The industry is solving the problem patients and providers hate, the front door friction, without building anything to replace the governance function that friction accidentally provided. They're tearing down the fence without asking what it was keeping in.

I built Cadence for the continuation layer before the PA conversation reached this pitch. Now the argument is simpler than it was two years ago. If you remove the only gate you had, the continuation layer isn't optional anymore. It's the only governance you've got left.

We watch the front door and ignore the living room. Every product I've built lives in the space between what gets approved and what actually happens after.

Sometime around the third product, I realized I was building the same thing over and over. Not the same tool. The same observation, applied to different populations and different cost centers, producing different operational layers that all live in the same structural gap.

Cadence exists because specialty pharmacy has aggressive initiation governance and zero continuation governance. Continuum, because SUD treatment has rigid intake protocols and no retention architecture. Caliber started when I realized claims had aggressive processing workflows but nobody verified the bill before it paid.
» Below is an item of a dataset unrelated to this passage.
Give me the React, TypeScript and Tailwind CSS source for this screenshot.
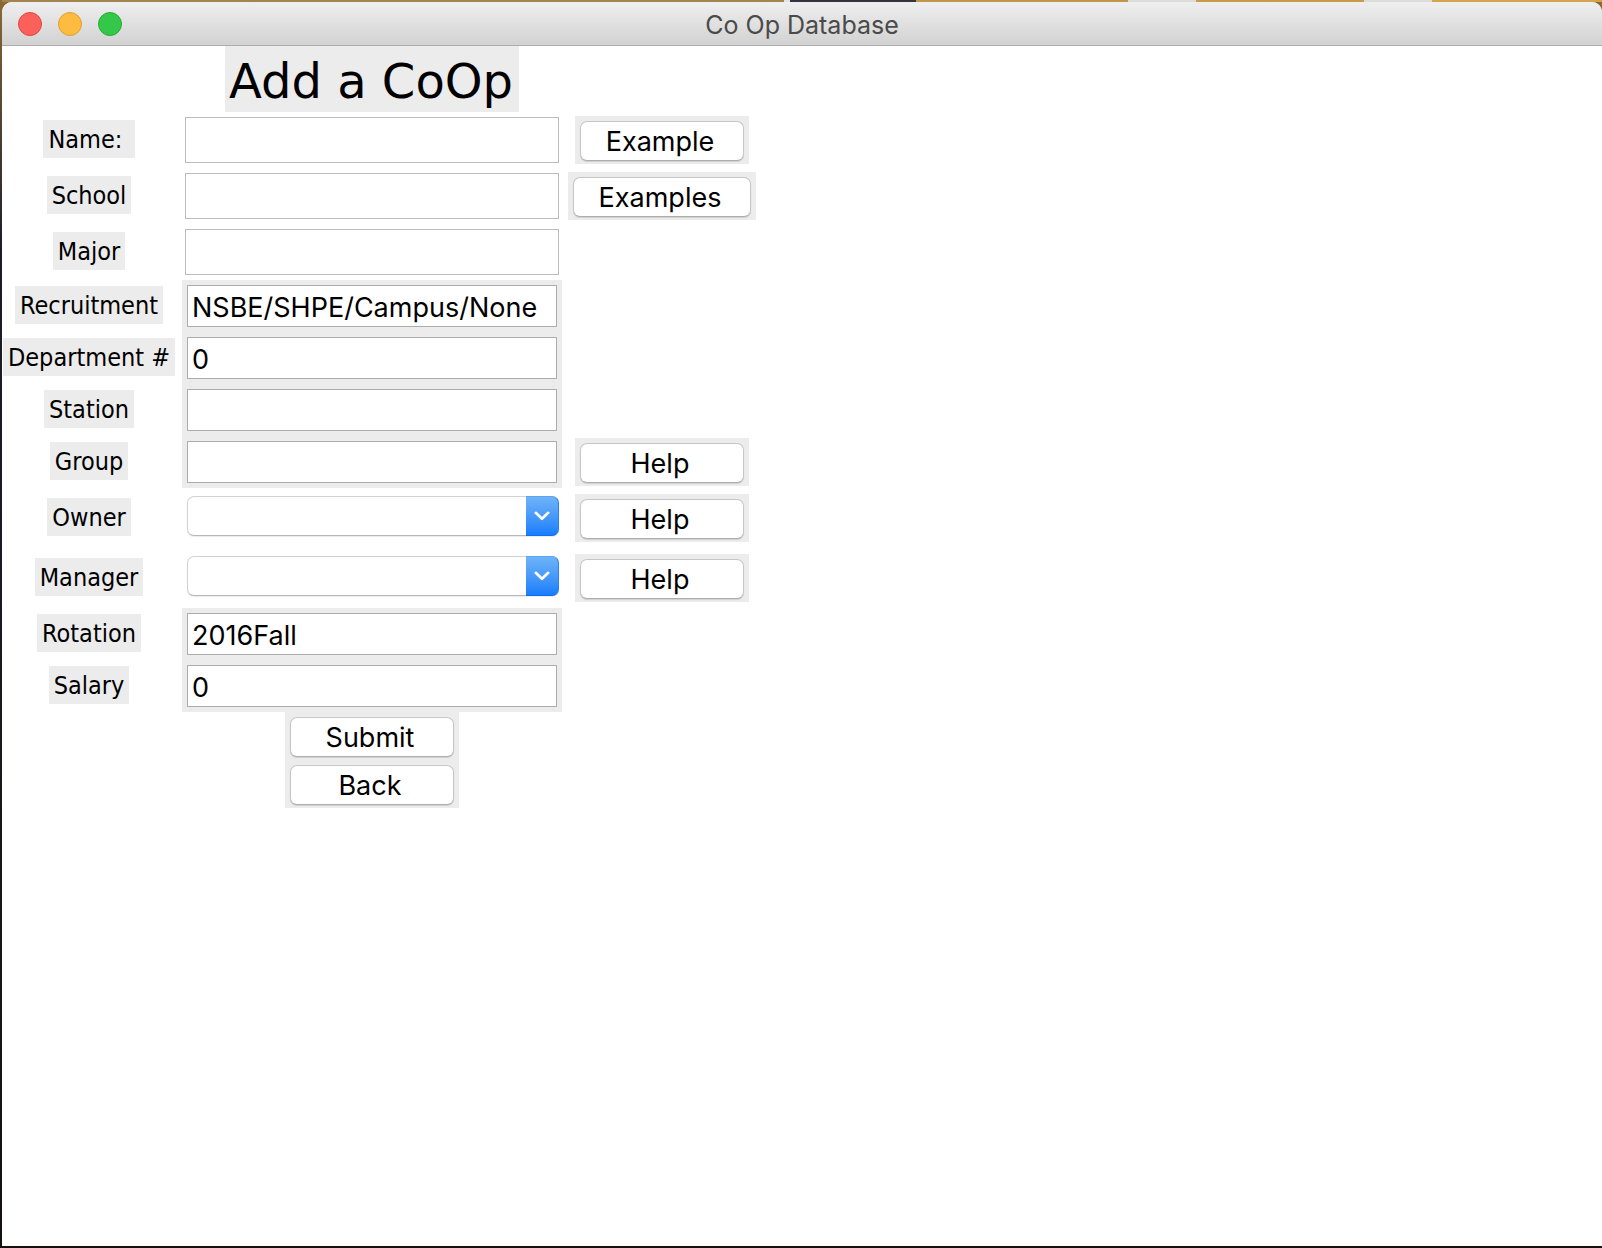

Curated came from watching BH networks credential aggressively while measuring outcomes not at all. Waybright, from seeing maternity programs screen prenatally and then go silent on facility-level transparency. Compass, from watching VBC contracts get negotiated hard and modeled badly.

Every one of those has the same structure. Aggressive front door. Empty living room.

I didn't plan it that way. I built Cadence because I found the continuation gap in specialty pharmacy data and couldn't stop thinking about it. I built Continuum because I watched patients disappear from SUD treatment and realized nobody was tracking the silence. Each product felt like a separate insight at the time. It took four of them before the pattern became obvious enough to name.

Healthcare systems are extraordinarily good at gatekeeping. Prior authorization, step therapy, network credentialing, medical necessity review. The amount of energy and infrastructure devoted to the moment of initiation is immense. But the moment something clears the gate, the system relaxes. The therapy refills, the episode continues, the claim pays. And the space between initiation and outcome, where most of the money moves and most of the quality variance lives, is structurally unattended.

I don't think this is incompetence. I think it's a design artifact. The systems were built to say yes or no at the gate. Nobody designed the system that watches what happens after yes. That's the living room. I work there.